There are all sorts of “nice ideas” floating about in London.
Harrods food hall is a nice idea – but it’s always packed and smells pungently of the wrong sort of cheese. Oxford Street is a nice idea, until you get there and want to leave.
Most of the places you hear about – new restaurants, bars, clubs, pop-ups, fancy attractions- are nice ideas in the same way that stroking a tiger is a nice idea (lovely, cuddly, fluffy thing) but you’re not about to stump up the air fare to the forests of Asia to find out. And besides, you could see one in London Zoo. But you probably won’t, because it’s too expensive.
Nice idea, though.
Which was sort of my reaction when I heard about this newfangled ping pong bar in Holborn, Bounce, which is done by the same people who charge £8.95 per person to roll a ball along the floor in Bloomsbury and Brick Lane. The concept screamed nice idea right up until the bottom of the press release, where it said:
Now, bear in mind that at the time, there were three perfectly functional free ping pong tables scattered around in Embankment Gardens and various other public spaces in London.

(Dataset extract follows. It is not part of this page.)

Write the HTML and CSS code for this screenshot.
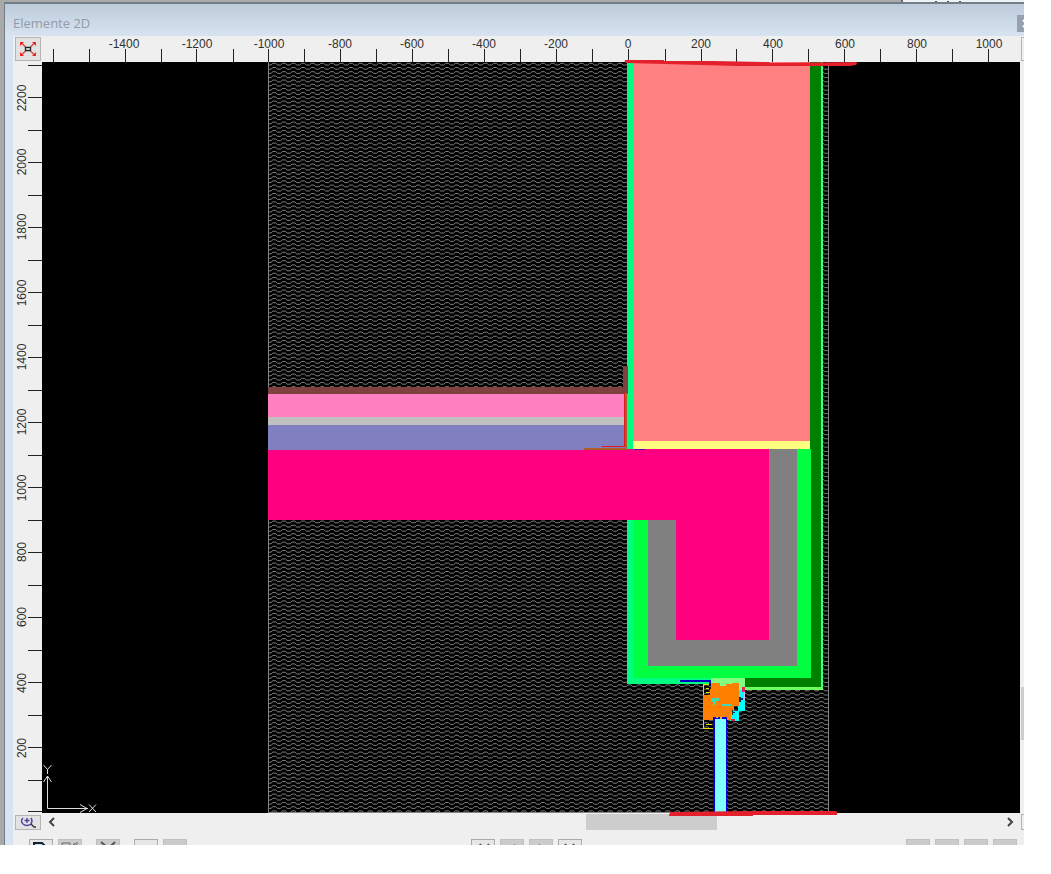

This, coupled with a can of Strongbow would, I supposed, produce much the same effect as paying £26 to do it for an hour in a bar in Holborn.
Because just think about that for a second. Twenty-six Great British Pounds for an hour of ping pong. 60 minutes of whiff whaff. 3600 seconds of table tennis.
Not being funny, but that’s a ticket to Alton Towers.
Ok? Ok.
So naturally, I held off on visiting this particular nice idea.
Until it was someone’s birthday… and they paid.
We went after work on a Friday night – which meant most of us in the group were already drunk on relief by the time we got there – and proceeded to consume more wine than you’d generally advise people to drink if you then plan on giving them a bat and bucket of incredibly light, whackable balls.
Because despite my misgivings, Bounce was really good fun.
In fact, you cannot know true joy until you’ve stood in a busy bar and hit a small, white, relatively harmless ball to the other side of the room and watched it ping effortlessly and painlessly off the back of a stranger’s head.
“Sorrrrry!” I’d yell in futile apology, like the owner of a puppy that just started devouring someone’s picnic, “it just got away from me!”, before firing another in the opposite direction.
That’s not to say I wasn’t a serious contender on the table, because we all showed some serious skills in that department, but hitting ping pong balls in a bar turned out to be a nice idea both in theory and practice.
On which note, if anyone wants to pay for me to go again, you’re more than welcome.
flasharrowfireraison says
£26 per hour does not mean 26 per person. On average, booking sizes are between 6 and 18 people per table per hour. So per head, pretty cheap. Id love to go to Alton towers though.
She Loves London says
You’re right. However, this does depend on you having between 6 and 18 friends.